Turner v. Safely (1987)
The Court invalidated Missouri's almost complete bar to marriage by prison inmates. Although the Court deferred to state rules regulating prisoners, it held that denial of the right to marry requires more rigorous justification because the unitive and legal features of marriage are so fundamental in our polity.
 
 Questions

  1. How is marriage essentialized (i.e. what features of marriage are said to be essential to it in order for it to be called a marriage) in order to maintain the ban on interracial marriage? How is marriage essentialized to maintain the ban on same-sex marriage?
  2. What characteristics does the United States Supreme Court ascribe to marriage in Zablocki and Turner?
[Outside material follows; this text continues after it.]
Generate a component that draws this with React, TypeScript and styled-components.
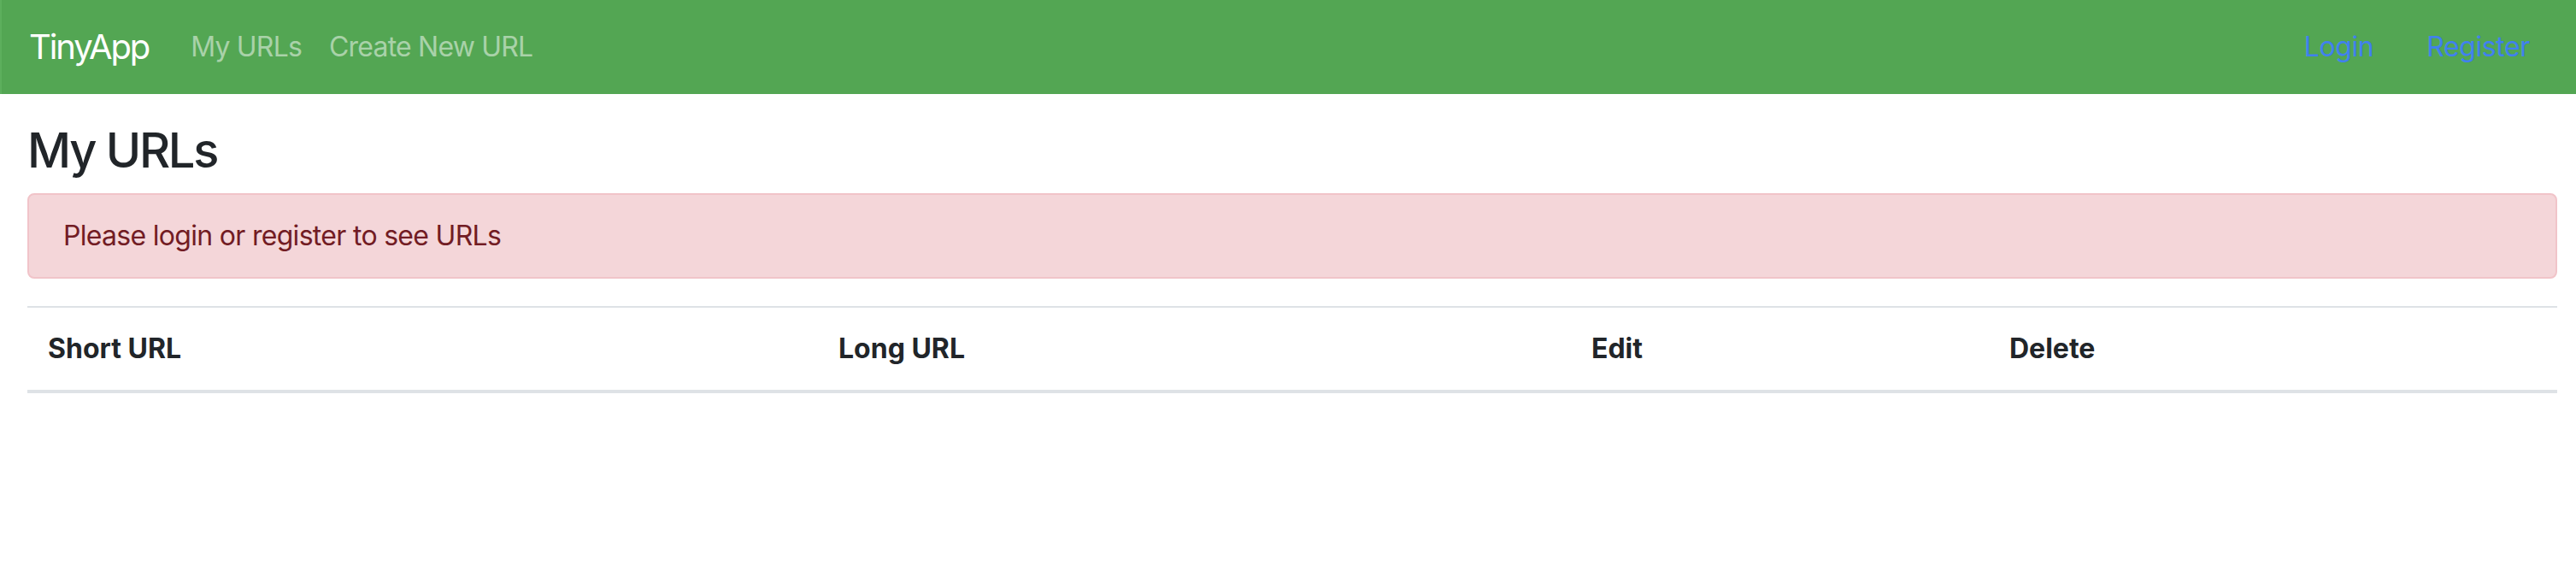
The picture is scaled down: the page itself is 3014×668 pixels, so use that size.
import React from "react";
import styled, { createGlobalStyle } from "styled-components";

const GlobalStyle = createGlobalStyle`
  html, body {
    margin: 0;
    padding: 0;
    background: #ffffff;
    font-family: Inter, "Noto Sans", "Liberation Sans", sans-serif;
    color: #212529;
  }
  * { box-sizing: border-box; }
`;

const Navbar = styled.nav`
  display: flex;
  align-items: center;
  height: 110px;
  padding: 0 38px 0 32px;
  background: #53a653;
  border-left: 2px solid #5daf5d;
`;

const Brand = styled.a`
  font-size: 40px;
  line-height: 60px;
  color: #ffffff;
  margin-right: 33px;
  text-decoration: none;
  letter-spacing: -2.1px;
`;

const NavGroup = styled.div<{ $right?: boolean }>`
  display: flex;
  align-items: center;
  margin-left: ${(p) => (p.$right ? "auto" : "0")};
  gap: ${(p) => (p.$right ? "30px" : "0")};
`;

const NavLink = styled.a<{ $accent?: boolean }>`
  font-size: 32px;
  line-height: 48px;
  padding: 0 16px;
  text-decoration: none;
  letter-spacing: ${(p) => (p.$accent ? "-0.4px" : "-0.8px")};
  color: ${(p) => (p.$accent ? "#4080ef" : "rgba(255,255,255,0.5)")};
`;

const Container = styled.main`
  padding: 0 22px 0 32px;
`;

const Title = styled.h3`
  margin: 33px 0 16px;
  font-size: 56px;
  line-height: 67px;
  font-weight: 500;
  letter-spacing: -2.3px;
`;

const Alert = styled.div`
  padding: 24px 40px;
  border: 2px solid #f1c4c9;
  border-radius: 8px;
  background: #f4d6d9;
  color: #721c24;
  font-size: 32px;
  line-height: 48px;
  margin-bottom: 32px;
  letter-spacing: -0.7px;
`;

const Table = styled.table`
  width: 100%;
  border-collapse: collapse;
  table-layout: fixed;
`;

const HeadCell = styled.th<{ $w: number }>`
  width: ${(p) => p.$w}px;
  text-align: left;
  padding: 24px;
  font-size: 32px;
  line-height: 48px;
  font-weight: 700;
  letter-spacing: 0;
  border-top: 2px solid #dee2e6;
  border-bottom: 4px solid #dee2e6;
`;

export default function App() {
  return (
    <>
      <GlobalStyle />
      <Navbar>
        <Brand href="#">TinyApp</Brand>
        <NavGroup>
          <NavLink href="#">My URLs</NavLink>
          <NavLink href="#">Create New URL</NavLink>
        </NavGroup>
        <NavGroup $right>
          <NavLink $accent href="#">Login</NavLink>
          <NavLink $accent href="#">Register</NavLink>
        </NavGroup>
      </Navbar>
      <Container>
        <Title>My URLs</Title>
        <Alert>Please login or register to see URLs</Alert>
        <Table>
          <thead>
            <tr>
              <HeadCell $w={925}>Short URL</HeadCell>
              <HeadCell $w={881}>Long URL</HeadCell>
              <HeadCell $w={489}>Edit</HeadCell>
              <HeadCell $w={665}>Delete</HeadCell>
            </tr>
          </thead>
          <tbody />
        </Table>
      </Container>
    </>
  );
}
What impact does the USSC's characterization of marriage have on the question of same-sex marriage?
  3. Contrast the language judges use in upholding bans on same-sex marriage to the language used in upholding bans on interracial marriage. Are there similarities? differences?
  4. How are constructions of race and gender (through law and marriage) both similar and different?
  5. When the USSC holds that the ban on interracial marriage is really a measure to "maintain White Supremacy" what "ideology of race" (Pascoe) are they adopting?
  6. What ideology of gender does the current ban on same-sex marriage enforce or promote?
  7. Try to form an analogy between Lopez' arguments about Whiteness and a corresponding argument about Maleness. Can you do so? In what contexts does the analogy 'work'? In which contexts does it not work?
  8. In what ways does The Law deal with gender differences differently than it deals with racial differences? Think of some explanations for the differences. Identify some similarities.
  9. What do you feel about the strength of Cruz's argument about marriage being an expressive first amendment resource which should not be restricted to mixed-sex couples?
  10. Apply the Wideman question to Cruz's article and argument. "What's left out?"